A grrrrrreat deal for the NHL

Kellogg Co. has signed a two-year corporate sponsorship deal making Frosted Flakes, its top-selling kids brand, the official breakfast cereal of the NHL and the NHL Players' Association in the United States.

Financial terms were not disclosed, but a source familiar with the deal said the league will get about $1 million over the two years.

Beginning in February, Kellogg will activate behind its new sports affiliation with an NHL Supercharged Challenge promotion. The contest runs through the regular season and offers eight trips for two to the Stanley Cup Finals as top prizes.

The contest can be entered online at tonythetiger.com, where Kellogg's spokescharacter will be featured in a hockey "advergame"; at the league's touring ice and in-line hockey events, which Kellogg will help sponsor; and as part of "Supercharged Nights," starting in March with at least five NHL clubs: Boston, Chicago, Detroit, New York Rangers and Washington.

Consumers will enter at local cereal retailers to participate in promotions where fans get to shoot at Tony the Tiger in goal for the right to go to the Stanley Cup Finals. Those club nights are expected to be supported with local retail tie-ins and advertising.

While winners get to have their pictures taken with the Stanley Cup, NHL officials assured SportsBusiness Journal that hockey's top prize will never be filled with sugared flakes in support of the new sponsorship.

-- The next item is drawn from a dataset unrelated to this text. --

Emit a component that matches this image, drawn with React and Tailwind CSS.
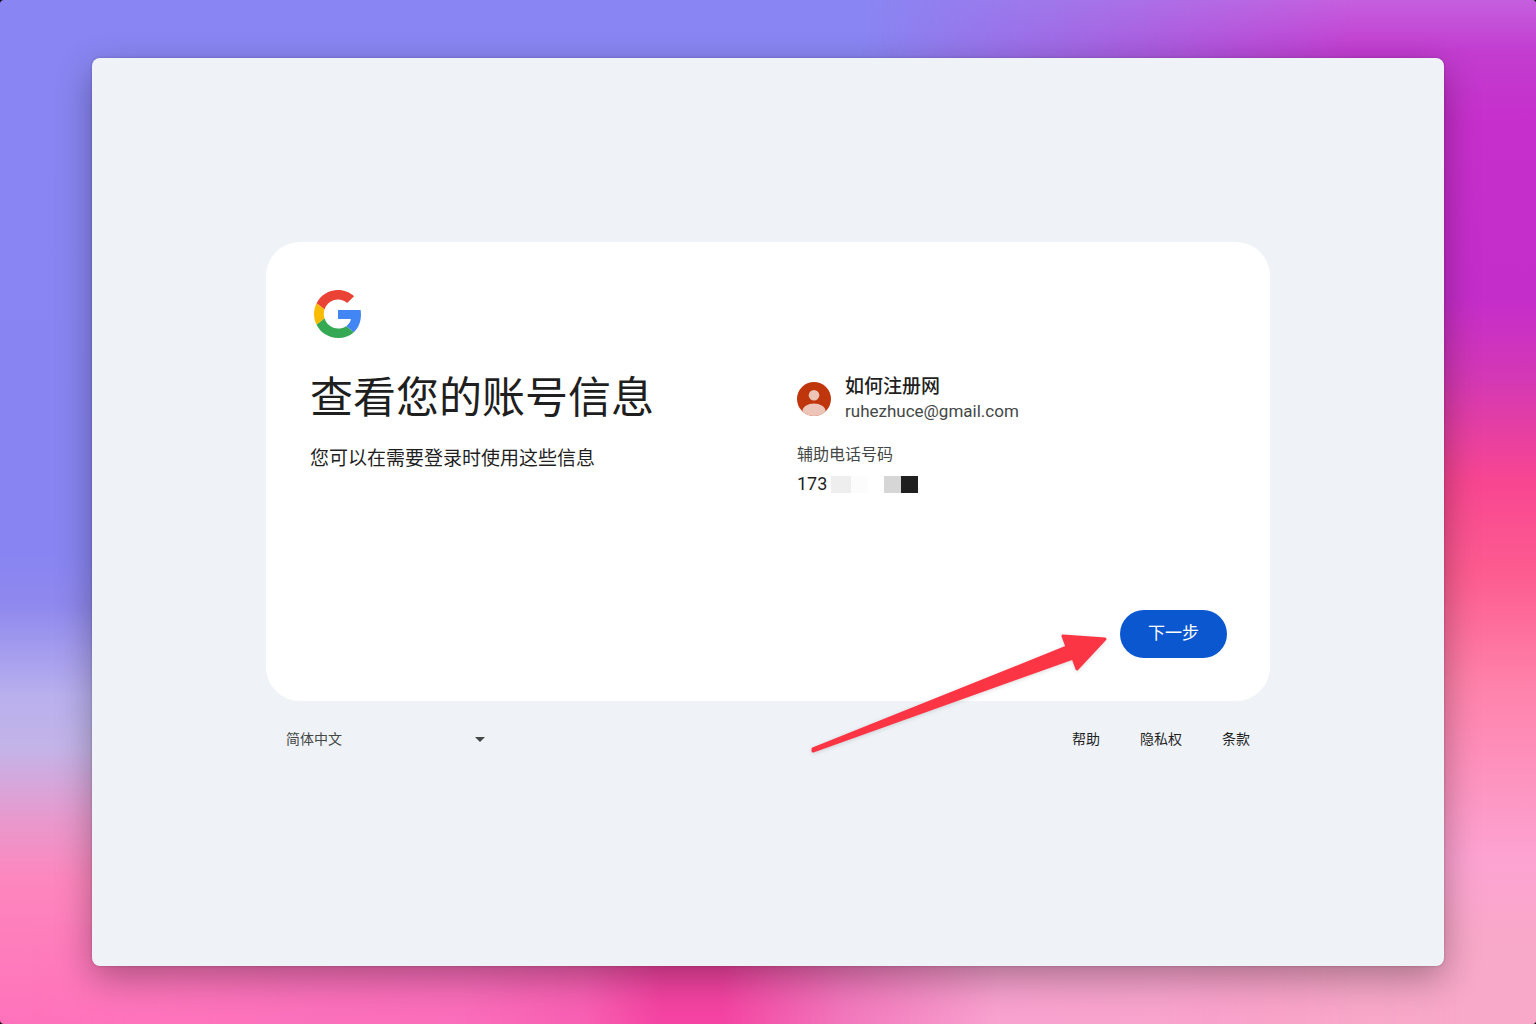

Kellogg will produce at least 2 million NHL-themed boxes of Frosted Flakes, along with hockey-themed point-of-sale advertising. The NHLPA rights won't be leveraged immediately, aside from possible player appearances, but they give Kellogg the opportunity to do promotional boxes featuring the Stanley Cup-winning team and possibly a premium using players. While the NHL has a cereal deal in Canada with Post, the Kellogg deal is thought to be the NHL's first U.S. cereal deal, outside of some short-term efforts that yielded commemorative boxes.

Cereal marketers generally don't buy in-game media, nor do they pay huge rights fees. Properties covet them, though, since they get their sport in front of kids. They also allow leagues to demonstrate their marketing prowess to big marketers such as Kraft that own cereal brands.

"Multibrand packaged-goods companies are always a great affiliation," said Andrew Judelson, the NHL's group vice president of corporate marketing, "and teaming with Lego and Kellogg's with new deals in the past few months gives us increasing relevance with kids."